Mitch Landrieu, a national co-chair for the Biden campaign, told CNN that Sanders’ comparisons to the Vietnam War were an “over-exaggeration.” A March poll conducted by the Harvard Institute of Politics found that 18- to 29-year-olds were less likely to say the Israeli-Palestinian conflict was the national issue that concerned them most, compared to issues like the economy, immigration and abortion.

But it isn’t just on Gaza that Sanders has been pushing Biden and his aides. He’s urging them to shift campaign strategy to not just contrast Biden with Trump but to lay out ambitious goals on healthcare, education, child care and workers’ rights.

Biden’s State of the Union address, which his advisors point to as a roadmap for his second term, was a “general start,” Sanders said, but he added that Biden has to do more to inspire voters.

Yet top advisors to the president, long a stalwart of the Democratic center-left, and Sanders, the undisputed leader of the party’s progressive wing, say the two men share more traits than their ideological stances would indicate.

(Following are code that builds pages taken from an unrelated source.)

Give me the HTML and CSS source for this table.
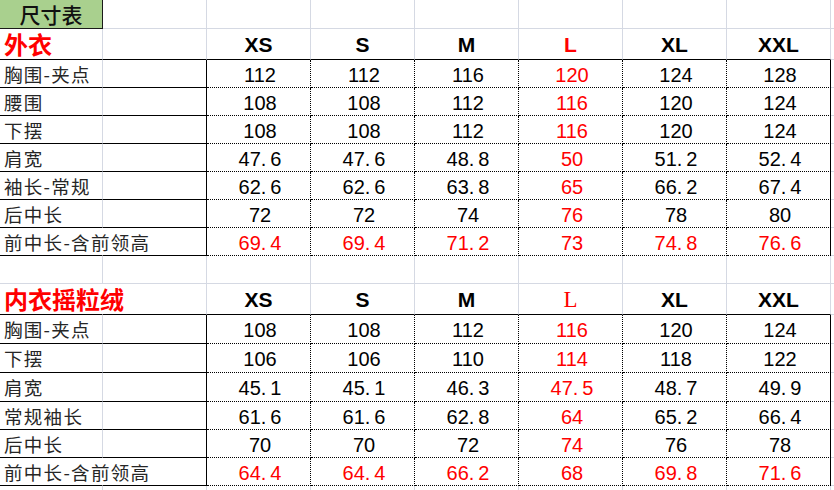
FILE: index.html
```html
<!DOCTYPE html>
<html lang="zh-CN">
<head>
<meta charset="utf-8">
<title>尺寸表</title>
<link rel="stylesheet" href="styles.css">
</head>
<body>
<div class="sheet">
  <div class="row r-top">
    <div class="c title">尺寸表</div><div class="c"></div><div class="c"></div><div class="c"></div><div class="c"></div><div class="c"></div><div class="c"></div><div class="c"></div><div class="c fill"></div>
  </div>

  <div class="row r-head">
    <div class="c h sec">外衣</div><div class="c h"></div>
    <div class="c h sz">XS</div><div class="c h sz">S</div><div class="c h sz">M</div><div class="c h sz red">L</div><div class="c h sz">XL</div><div class="c h sz">XXL</div><div class="c fill"></div>
  </div>
  <div class="row r-data">
    <div class="c la">胸围-夹点</div><div class="c lb"></div>
    <div class="c d">112</div><div class="c d">112</div><div class="c d">116</div><div class="c d red">120</div><div class="c d">124</div><div class="c d last">128</div><div class="c fill"></div>
  </div>
  <div class="row r-data">
    <div class="c la">腰围</div><div class="c lb"></div>
    <div class="c d">108</div><div class="c d">108</div><div class="c d">112</div><div class="c d red">116</div><div class="c d">120</div><div class="c d last">124</div><div class="c fill"></div>
  </div>
  <div class="row r-data">
    <div class="c la">下摆</div><div class="c lb"></div>
    <div class="c d">108</div><div class="c d">108</div><div class="c d">112</div><div class="c d red">116</div><div class="c d">120</div><div class="c d last">124</div><div class="c fill"></div>
  </div>
  <div class="row r-data">
    <div class="c la">肩宽</div><div class="c lb"></div>
    <div class="c d">47<span class="pt">.</span>6</div><div class="c d">47<span class="pt">.</span>6</div><div class="c d">48<span class="pt">.</span>8</div><div class="c d red">50</div><div class="c d">51<span class="pt">.</span>2</div><div class="c d last">52<span class="pt">.</span>4</div><div class="c fill"></div>
  </div>
  <div class="row r-data">
    <div class="c la">袖长-常规</div><div class="c lb"></div>
    <div class="c d">62<span class="pt">.</span>6</div><div class="c d">62<span class="pt">.</span>6</div><div class="c d">63<span class="pt">.</span>8</div><div class="c d red">65</div><div class="c d">66<span class="pt">.</span>2</div><div class="c d last">67<span class="pt">.</span>4</div><div class="c fill"></div>
  </div>
  <div class="row r-data">
    <div class="c la">后中长</div><div class="c lb"></div>
    <div class="c d">72</div><div class="c d">72</div><div class="c d">74</div><div class="c d red">76</div><div class="c d">78</div><div class="c d last">80</div><div class="c fill"></div>
  </div>
  <div class="row r-data">
    <div class="c la long">前中长-含前领高</div><div class="c lb"></div>
    <div class="c d red">69<span class="pt">.</span>4</div><div class="c d red">69<span class="pt">.</span>4</div><div class="c d red">71<span class="pt">.</span>2</div><div class="c d red">73</div><div class="c d red">74<span class="pt">.</span>8</div><div class="c d last red">76<span class="pt">.</span>6</div><div class="c fill"></div>
  </div>

  <div class="row r-empty">
    <div class="c"></div><div class="c"></div><div class="c"></div><div class="c"></div><div class="c"></div><div class="c"></div><div class="c"></div><div class="c"></div><div class="c fill"></div>
  </div>

  <div class="row r-head">
    <div class="c h sec long">内衣摇粒绒</div><div class="c h"></div>
    <div class="c h sz">XS</div><div class="c h sz">S</div><div class="c h sz">M</div><div class="c h sz red serif">L</div><div class="c h sz">XL</div><div class="c h sz">XXL</div><div class="c fill"></div>
  </div>
  <div class="row r-data tall">
    <div class="c la">胸围-夹点</div><div class="c lb"></div>
    <div class="c d">108</div><div class="c d">108</div><div class="c d">112</div><div class="c d red">116</div><div class="c d">120</div><div class="c d last">124</div><div class="c fill"></div>
  </div>
  <div class="row r-data tall">
    <div class="c la">下摆</div><div class="c lb"></div>
    <div class="c d">106</div><div class="c d">106</div><div class="c d">110</div><div class="c d red">114</div><div class="c d">118</div><div class="c d last">122</div><div class="c fill"></div>
  </div>
  <div class="row r-data tall">
    <div class="c la">肩宽</div><div class="c lb"></div>
    <div class="c d">45<span class="pt">.</span>1</div><div class="c d">45<span class="pt">.</span>1</div><div class="c d">46<span class="pt">.</span>3</div><div class="c d red">47<span class="pt">.</span>5</div><div class="c d">48<span class="pt">.</span>7</div><div class="c d last">49<span class="pt">.</span>9</div><div class="c fill"></div>
  </div>
  <div class="row r-data">
    <div class="c la">常规袖长</div><div class="c lb"></div>
    <div class="c d">61<span class="pt">.</span>6</div><div class="c d">61<span class="pt">.</span>6</div><div class="c d">62<span class="pt">.</span>8</div><div class="c d red">64</div><div class="c d">65<span class="pt">.</span>2</div><div class="c d last">66<span class="pt">.</span>4</div><div class="c fill"></div>
  </div>
  <div class="row r-data">
    <div class="c la">后中长</div><div class="c lb"></div>
    <div class="c d">70</div><div class="c d">70</div><div class="c d">72</div><div class="c d red">74</div><div class="c d">76</div><div class="c d last">78</div><div class="c fill"></div>
  </div>
  <div class="row r-data">
    <div class="c la long">前中长-含前领高</div><div class="c lb"></div>
    <div class="c d red">64<span class="pt">.</span>4</div><div class="c d red">64<span class="pt">.</span>4</div><div class="c d red">66<span class="pt">.</span>2</div><div class="c d red">68</div><div class="c d red">69<span class="pt">.</span>8</div><div class="c d last red">71<span class="pt">.</span>6</div><div class="c fill"></div>
  </div>

  <div class="row r-empty">
    <div class="c"></div><div class="c"></div><div class="c"></div><div class="c"></div><div class="c"></div><div class="c"></div><div class="c"></div><div class="c"></div><div class="c fill"></div>
  </div>
</div>
</body>
</html>
```

FILE: styles.css
```css
html, body {
  margin: 0;
  padding: 0;
  background: #ffffff;
  overflow: hidden;
}

.sheet {
  width: 834px;
  height: 490px;
  overflow: hidden;
  display: flex;
  flex-direction: column;
  font-family: "Liberation Sans", Arial, sans-serif;
  color: #000;
}

.row {
  display: grid;
  grid-template-columns: 103px 104px repeat(6, 104px) 1fr;
  flex: none;
}

.r-top { height: 29px; }
.r-head { height: 31px; }
.r-data { height: 28px; }
.r-data.tall { height: 29px; }
.r-empty { height: 28px; }

.c {
  box-sizing: border-box;
  border-right: 1px solid #d5d9e3;
  border-bottom: 1px solid #d5d9e3;
  display: flex;
  align-items: center;
  justify-content: center;
  white-space: nowrap;
  min-width: 0;
  line-height: 1.1;
}

.fill {
  border-right: none;
}

.title {
  background: #a9d08e;
  border-right: 1px solid #1a1a1a;
  border-bottom: 1px solid #1a1a1a;
  font-family: "Noto Sans CJK SC", sans-serif;
  font-size: 21px;
  font-weight: 500;
  color: #111;
  line-height: 1;
}

.h {
  border-bottom: 1px solid #000;
  padding-top: 2px;
}

.sec {
  justify-content: flex-start;
  padding-left: 4px;
  font-family: "Noto Sans CJK SC", sans-serif;
  font-size: 24px;
  font-weight: 700;
  color: #ff0000;
  overflow: visible;
  line-height: 1;
  padding-top: 0;
}

.long {
  border-right-color: transparent;
  overflow: visible;
}

.sz {
  font-family: "Liberation Sans", Arial, sans-serif;
  font-size: 21px;
  font-weight: 700;
}

.serif {
  font-family: "Liberation Serif", "Times New Roman", serif;
  font-weight: 400;
  font-size: 23px;
}

.la {
  justify-content: flex-start;
  padding-left: 4px;
  padding-top: 1px;
  border-bottom: 1px solid #000;
  font-family: "Noto Sans CJK SC", sans-serif;
  font-size: 18.5px;
  font-weight: 400;
  letter-spacing: 1.3px;
  color: #262626;
  overflow: visible;
  line-height: 1;
}

.lb {
  border-bottom: 1px solid #000;
  border-right: 1px solid #000;
}

.d {
  border-right: 1px dotted #000;
  border-bottom: 1px dotted #000;
  font-size: 20px;
  padding-top: 2px;
  padding-left: 3px;
}

.d.last {
  border-right: 1px solid #000;
}

.red {
  color: #ff0000;
}

.pt {
  letter-spacing: 4px;
}
```
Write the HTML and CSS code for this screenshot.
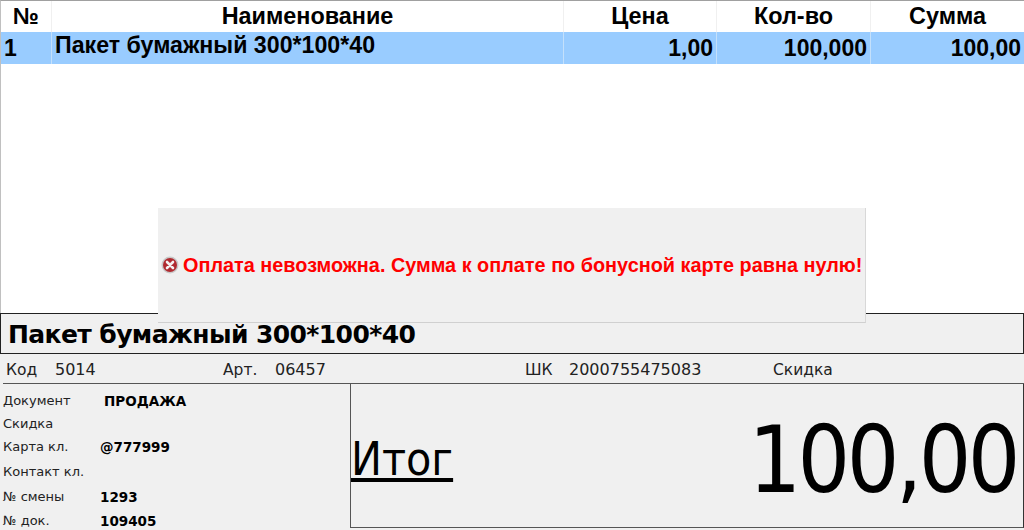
FILE: index.html
```html
<!DOCTYPE html>
<html lang="ru">
  <head>
    <meta charset="UTF-8" />
    <title>Касса</title>
    <link rel="stylesheet" href="styles.css">
  </head>
  <body>
    <div class="sale-table">
      <div class="row head-row">
        <div class="cell c-num center">№</div>
        <div class="cell c-name center">Наименование</div>
        <div class="cell c-price center">Цена</div>
        <div class="cell c-qty center">Кол-во</div>
        <div class="cell c-sum center">Сумма</div>
      </div>
      <div class="row sel-row">
        <div class="cell c-num">1</div>
        <div class="cell c-name name-val">Пакет бумажный 300*100*40</div>
        <div class="cell c-price right">1,00</div>
        <div class="cell c-qty right">100,000</div>
        <div class="cell c-sum right">100,00</div>
      </div>
    </div>

    <div class="item-title">Пакет бумажный 300*100*40</div>

    <div class="item-info">
      <div class="info-code"><span class="info-key key-code">Код</span>5014</div>
      <div class="info-art"><span class="info-key key-art">Арт.</span>06457</div>
      <div class="info-bar"><span class="info-key key-bar">ШК</span>2000755475083</div>
      <div class="info-key">Скидка</div>
    </div>

    <div class="bottom">
      <div class="doc-info">
        <div class="doc-row tight"><span class="doc-key">Документ</span><b class="doc-type">ПРОДАЖА</b></div>
        <div class="doc-row tight"><span class="doc-key">Скидка</span></div>
        <div class="doc-row wide"><span class="doc-key">Карта кл.</span><b>@777999</b></div>
        <div class="doc-row wide"><span class="doc-key">Контакт кл.</span></div>
        <div class="doc-row"><span class="doc-key">№ смены</span><b>1293</b></div>
        <div class="doc-row"><span class="doc-key">№ док.</span><b>109405</b></div>
      </div>
      <div class="total">
        <span class="total-label">Итог</span>
        <span class="total-value">100,00</span>
      </div>
    </div>

    <!-- Error message over the table -->
    <div class="message">
      <svg class="err-icon" width="18" height="18" viewBox="0 0 18 18">
        <circle cx="9" cy="9" r="8.5" fill="#c9c9c9" />
        <circle cx="9" cy="9" r="7" fill="#b02a30" />
        <path d="M6 6l6 6M12 6l-6 6" stroke="#f4f0f0" stroke-width="2.6" stroke-linecap="round" />
      </svg>
      <span>Оплата невозможна. Сумма к оплате по бонусной карте равна нулю!</span>
    </div>
  </body>
</html>
```

FILE: styles.css
```css
html,
body {
  margin: 0;
  padding: 0;
}
body {
  position: relative;
  width: 1024px;
  height: 530px;
  overflow: hidden;
  background: #f0f0f0;
  color: #000;
  font-family: "DejaVu Sans", sans-serif;
}

.sale-table {
  height: 313px;
  box-sizing: border-box;
  background: #fff;
  border-top: 1px solid #a0a0a0;
  border-left: 1px solid #c0c0c0;
  font-family: "Liberation Sans", Arial, sans-serif;
  font-weight: bold;
  font-size: 23px;
}
.row {
  display: flex;
}
.head-row {
  height: 31px;
  line-height: 30px;
  font-size: 23.4px;
}
.sel-row {
  height: 32px;
  background: #99ccff;
}
.cell {
  box-sizing: border-box;
  border-right: 1px solid #f0f0f0;
  padding: 0 3px;
  white-space: nowrap;
}
.sel-row .cell {
  line-height: 33px;
  border-right-color: #c4e0fb;
}
.sel-row .name-val {
  line-height: 27px;
  font-size: 23.2px;
}
.c-num {
  width: 51px;
}
.c-name {
  width: 512px;
}
.c-price {
  width: 153px;
}
.c-qty {
  width: 154px;
}
.c-sum {
  width: 153px;
  border-right: none;
}
.center {
  text-align: center;
}
.right {
  text-align: right;
}

.item-title {
  height: 41px;
  box-sizing: border-box;
  border: 1px solid #222;
  padding-left: 7px;
  font-family: "DejaVu Sans", sans-serif;
  font-weight: bold;
  font-size: 25px;
  letter-spacing: -0.6px;
  line-height: 42px;
  white-space: nowrap;
}

.item-info {
  display: flex;
  height: 29px;
  box-sizing: border-box;
  padding-left: 6px;
  font-size: 16px;
  line-height: 32px;
  color: #222;
}
.info-key {
  display: inline-block;
  font-size: 15.5px;
}
.key-code {
  width: 49px;
}
.key-art {
  width: 52px;
}
.key-bar {
  width: 44px;
}
.info-code {
  width: 217px;
}
.info-art {
  width: 302px;
}
.info-bar {
  width: 248px;
}

.bottom {
  display: flex;
  height: 146px;
  box-sizing: border-box;
  margin-left: 3px;
  border-top: 1px solid #555;
}
.doc-info {
  width: 347px;
  padding-top: 5px;
  font-size: 13px;
}
.doc-row {
  display: flex;
  height: 24px;
  line-height: 24px;
  white-space: nowrap;
}
.doc-row.tight {
  height: 23px;
}
.doc-row.wide {
  height: 25px;
}
.doc-row b {
  font-size: 13.5px;
}
.doc-key {
  width: 97px;
  color: #222;
}
.doc-type {
  margin-left: 4px;
}
.total {
  flex: 1;
  display: flex;
  justify-content: space-between;
  align-items: center;
  height: 144px;
  box-sizing: border-box;
  border-left: 1px solid #555;
  border-right: 1px solid #333;
  border-bottom: 1px solid #555;
  font-family: "DejaVu Sans Condensed", "DejaVu Sans", sans-serif;
}
.total-label {
  margin-top: 6px;
  font-size: 46px;
  text-decoration: underline;
}
.total-value {
  margin-top: 10px;
  margin-right: 6px;
  font-size: 92px;
  letter-spacing: -3.5px;
}

.message {
  position: absolute;
  left: 158px;
  top: 208px;
  width: 708px;
  height: 115px;
  box-sizing: border-box;
  display: flex;
  align-items: center;
  gap: 4px;
  padding-left: 3px;
  background: #f0f0f0;
  border-right: 1px solid #d8d8d8;
  border-bottom: 1px solid #d0d0d0;
  color: #ff0000;
  font-family: "Liberation Sans", Arial, sans-serif;
  font-weight: bold;
  font-size: 19.85px;
  white-space: nowrap;
}
.err-icon {
  flex-shrink: 0;
}
```
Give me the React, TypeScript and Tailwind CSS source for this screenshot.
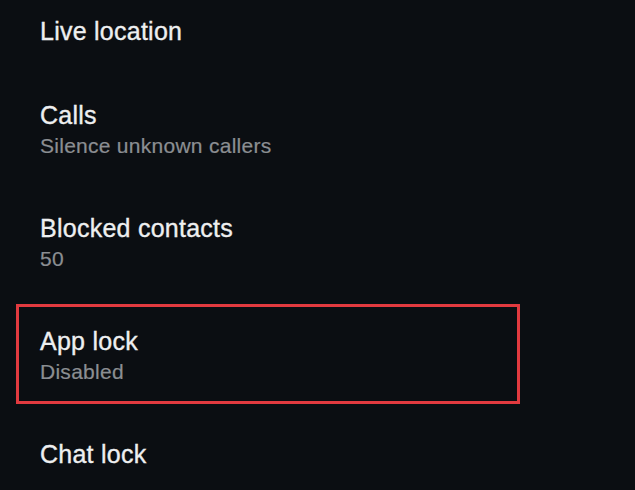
import React from 'react'

interface SettingRowProps {
  title: string
  subtitle?: string
  highlighted?: boolean
}

function SettingRow({ title, subtitle, highlighted }: SettingRowProps) {
  return (
    <div
      className={`relative flex flex-col justify-center pl-[40px] ${subtitle ? 'h-[113px]' : 'h-[84px]'}`}
    >
      <p className="text-[25px] leading-[30px] tracking-[0.25px] text-[#eeeff0] [-webkit-text-stroke:0.35px_#eeeff0]">
        {title}
      </p>
      {subtitle && (
        <p className="mt-[1px] text-[21px] leading-[29px] tracking-[0.27px] text-[#8b8e92] [-webkit-text-stroke:0.2px_#8b8e92]">
          {subtitle}
        </p>
      )}

      {/* annotation box */}
      {highlighted && (
        <div className="pointer-events-none absolute left-[16px] top-[5px] h-[100px] w-[504px] border-[3px] border-[#e23a3f]" />
      )}
    </div>
  )
}

export default function App() {
  return (
    <div
      className="h-[490px] w-[635px] overflow-hidden bg-[#0b0e12]"
      style={{ fontFamily: '"Liberation Sans", Arial, sans-serif' }}
    >
      <div className="-mt-[11px]">
        <SettingRow title="Live location" />
        <SettingRow title="Calls" subtitle="Silence unknown callers" />
        <SettingRow title="Blocked contacts" subtitle="50" />
        <SettingRow title="App lock" subtitle="Disabled" highlighted />
        <SettingRow title="Chat lock" />
      </div>
    </div>
  )
}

For one, they both hold a core belief that government should be a force for good. Their political careers are anchored in small, sparsely populated states that exposed them to the most hyperlocal and grassroots of politics. They have a sense of pragmatism about working within the political system’s realities, even if Sanders works to push those boundaries and Biden governs inside them.

Biden, as vice president, was the rare establishment Democrat who was warm to Sanders during the senator’s first presidential bid.

“I know he felt that while there was a lot of hostility within the Democratic Party and in the top ranks … he felt warmth and positivity from Joe Biden,” said Faiz Shakir, who served as campaign manager for Sanders’ 2020 campaign and remains a close political advisor.

Now, Sanders is determined to ensure Trump doesn’t win again.

“I see this as an enormously important election that I for one will not sit out,” Sanders said. “I’ll be active.”

Kim writes for the Associated Press. AP writer Lisa Rathke in Marshfield, Vt., contributed to this report.